Em última análise, o que se vive, neste mês de Novembro, é a Ressurreição de Cristo. Em vez da morte, celebra-se a Vida, porque “como Ele ressuscitou, todos com Ele vão ressuscitar”. Compreendem-se as lágrimas e as preces pelos “finados”, mas a alegria da ressurreição sobrepõe-se a tudo o mais.
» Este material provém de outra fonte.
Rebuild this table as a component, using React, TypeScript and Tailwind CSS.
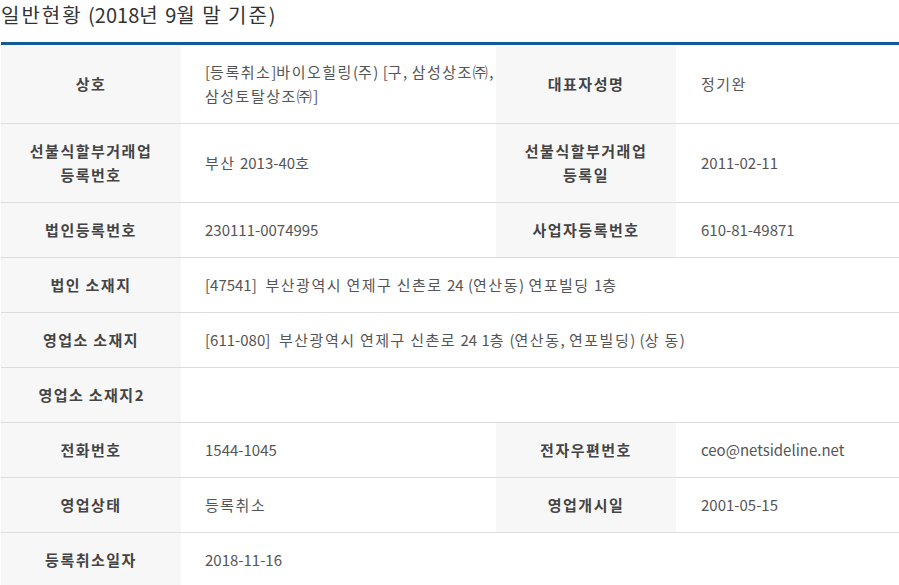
import React from "react";

const font = { fontFamily: '"Noto Sans CJK KR", "Noto Sans", sans-serif' };

// Widen Hangul runs slightly to match the reference's wider Korean glyphs
function K({ t }: { t: string }) {
  const parts = t.split(/([\uAC00-\uD7A3\u3200-\u32FF]+)/);
  return (
    <>
      {parts.map((p, i) =>
        /[\uAC00-\uD7A3\u3200-\u32FF]/.test(p) ? (
          <span key={i} className="tracking-[0.1em]">
            {p}
          </span>
        ) : (
          <React.Fragment key={i}>{p}</React.Fragment>
        )
      )}
    </>
  );
}

type Cell = { label: React.ReactNode; value?: React.ReactNode };
type Row = { h: string; cells: Cell[] };

const rows: Row[] = [
  {
    h: "h-[79px]",
    cells: [
      {
        label: <K t="상호" />,
        value: (
          <>
            <K t="[등록취소]바이오힐링(주) [구, 삼성상조㈜," />
            <br />
            <K t="삼성토탈상조㈜]" />
          </>
        ),
      },
      { label: <K t="대표자성명" />, value: <K t="정기완" /> },
    ],
  },
  {
    h: "h-[79px]",
    cells: [
      {
        label: (
          <>
            <K t="선불식할부거래업" />
            <br />
            <K t="등록번호" />
          </>
        ),
        value: <K t="부산 2013-40호" />,
      },
      {
        label: (
          <>
            <K t="선불식할부거래업" />
            <br />
            <K t="등록일" />
          </>
        ),
        value: "2011-02-11",
      },
    ],
  },
  {
    h: "h-[55px]",
    cells: [
      { label: <K t="법인등록번호" />, value: "230111-0074995" },
      { label: <K t="사업자등록번호" />, value: "610-81-49871" },
    ],
  },
  {
    h: "h-[55px]",
    cells: [
      {
        label: <K t="법인 소재지" />,
        value: (
          <>
            [47541]&nbsp;&nbsp;
            <K t="부산광역시 연제구 신촌로 24 (연산동) 연포빌딩 1층" />
          </>
        ),
      },
    ],
  },
  {
    h: "h-[55px]",
    cells: [
      {
        label: <K t="영업소 소재지" />,
        value: (
          <>
            [611-080]&nbsp;&nbsp;
            <K t="부산광역시 연제구 신촌로 24 1층 (연산동, 연포빌딩) (상 동)" />
          </>
        ),
      },
    ],
  },
  { h: "h-[55px]", cells: [{ label: <K t="영업소 소재지2" />, value: "" }] },
  {
    h: "h-[55px]",
    cells: [
      { label: <K t="전화번호" />, value: "1544-1045" },
      { label: <K t="전자우편번호" />, value: "ceo@netsideline.net" },
    ],
  },
  {
    h: "h-[55px]",
    cells: [
      { label: <K t="영업상태" />, value: <K t="등록취소" /> },
      { label: <K t="영업개시일" />, value: "2001-05-15" },
    ],
  },
  { h: "h-[55px]", cells: [{ label: <K t="등록취소일자" />, value: "2018-11-16" }] },
];

const labelCls =
  "w-[180px] shrink-0 bg-[#f7f7f7] flex items-center justify-center text-center text-[15px] leading-[24px] font-bold text-[#444]";

export default function App() {
  return (
    <div className="w-[899px] h-[585px] overflow-hidden bg-white [word-spacing:1px]" style={font}>
      <div className="h-[42px] pl-[1px] text-[20px] leading-[30px] text-[#333]">
        <K t="일반현황 (2018년 9월 말 기준)" />
      </div>
      <div className="ml-[1px] border-t-[3px] border-[#145a96]">
        {rows.map((r, i) => (
          <div key={i} className={`flex border-b border-[#dddddd] ${r.h}`}>
            {r.cells.length === 2 ? (
              <>
                <div className={labelCls}>
                  <div>{r.cells[0].label}</div>
                </div>
                <div className="w-[315px] shrink-0 flex items-center pl-[24px] text-[15px] leading-[24px] text-[#555]">
                  <div>{r.cells[0].value}</div>
                </div>
                <div className={labelCls}>
                  <div>{r.cells[1].label}</div>
                </div>
                <div className="flex-1 flex items-center pl-[25px] text-[15px] leading-[24px] text-[#555]">
                  <div>{r.cells[1].value}</div>
                </div>
              </>
            ) : (
              <>
                <div className={labelCls}>
                  <div>{r.cells[0].label}</div>
                </div>
                <div className="flex-1 flex items-center pl-[24px] text-[15px] leading-[24px] text-[#555]">
                  <div>{r.cells[0].value}</div>
                </div>
              </>
            )}
          </div>
        ))}
      </div>
    </div>
  );
}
2. Durante estes dias, a natureza fala do Outono da vida. Caem as primeiras chuvas, agora já em abundância, as folhas amareladas tombam das árvores, revestindo o chão, o sol parece quase esconder-se e o frio vai chegando de mansinho, convidando a agasalhos que saem do armário. Também as pessoas sentem esta mudança da natureza. As mais débeis, pela doença ou pela idade, deixam o convívio das famílias e dos amigos, e vão ao encontro do além. Como crentes, sobretudo porque há a promessa de uma eternidade feliz, é bom lançar pontes de amor. É preciso converter em prece tudo o que possa ser feito.

. A oração. Uma das obras de misericórdia convida a rezar por aqueles que partem, para que, libertos do purgatório, descansem em paz.

. As boas obras. Já no Antigo Testamento se dizia que as boas obras, ao serviço dos pobres e de todos os que sofrem, são das melhores formas de se estar perto dos antepassados.

. A Palavra de Deus. Há imensas páginas da Sagrada Escritura onde se afirma a imortalidade do ser humano e se garante a ressurreição. O Livro de Job, o texto de Isaías, os Evangelhos e as Cartas do Apóstolo Paulo, todos nos falam da ressurreição, da vida para além da morte.

. A visita aos lugares de repouso. A peregrinação aos «campos-santos», onde moram os corpos dos nossos antepassados, constitui uma atitude de saudade, expressão de um grande amor que nem a morte consegue romper.

. As memórias carregadas de saudade. As cartas que se guardam, as fotografias que se revêem, os objectos que foram oferecidos, tudo alimenta a recordação de um amor que, para além da vida, parece sempre maior.

Um dos livros do célebre Abbé Caffarel foi intitulado com a seguinte expressão: “O amor é mais forte do que a morte”. Porque assim é, têm-se estas formas de prolongar a vida. O amor que liga os humanos não se destrói com a morte. Todos, peregrinos no tempo, podem continuar a relacionar-se com aqueles que já ultrapassaram o tempo. O grande desafio está em lançar esta maravilhosa ponte com aqueles que já partiram para Deus.

3. São Paulo escrevia aos cristãos de Tessalónica e dizia-lhes: “No que se refere aos defuntos, não fiquem tristes como os pagãos que não têm esperança” (1Tes 4, 13). De facto, os cristãos têm uma sorte extraordinária: acreditam na vida para além da morte e esta vida é de Bem-Aventurança, ou seja, de felicidade. É natural que, ao longo da vida, se tenha consciência de que a morte é uma fronteira que abre o caminho para a definitiva alegria. Não se justifica o medo do além porque, na eternidade, o encontro é com Deus, Deus de compreensão e misericórdia, compreensão para com os nossos erros e misericórdia para a total comunhão de amor a que se é chamado. Perante os que partem, têm-se normalmente três atitudes:

. Colocam-se flores junto dos restos mortais dos que amamos e as flores são sinal de vida e de beleza.

. Choram-se lágrimas e cada lágrima é um cristal que se oferece como expressão de ternura que liga a quem parte e é também um pequeno grito de saudade que a certeza da fé traz consigo.

. Faz-se ainda memória dos melhores momentos vividos com a pessoa que se ama e que partiu. Cada pequena história traz a lembrança da pessoa que deixou inúmeros exemplos a seguir.

A pastoral de sufrágio constitui um dos momentos mais importantes da comunidade cristã. Há muita gente que vai aos funerais por amizade, mesmo não tendo fé. O testemunho da serenidade dos cristãos, no tempo do luto, torna-se uma referência da imortalidade. Os que vêm, por vezes descobrem o seu próprio caminho de fé, que os leva ao encontro de Deus

4. Que o mistério da morte, entre nós, na nossa comunidade do Campo Grande, se transforme em expressão de vida.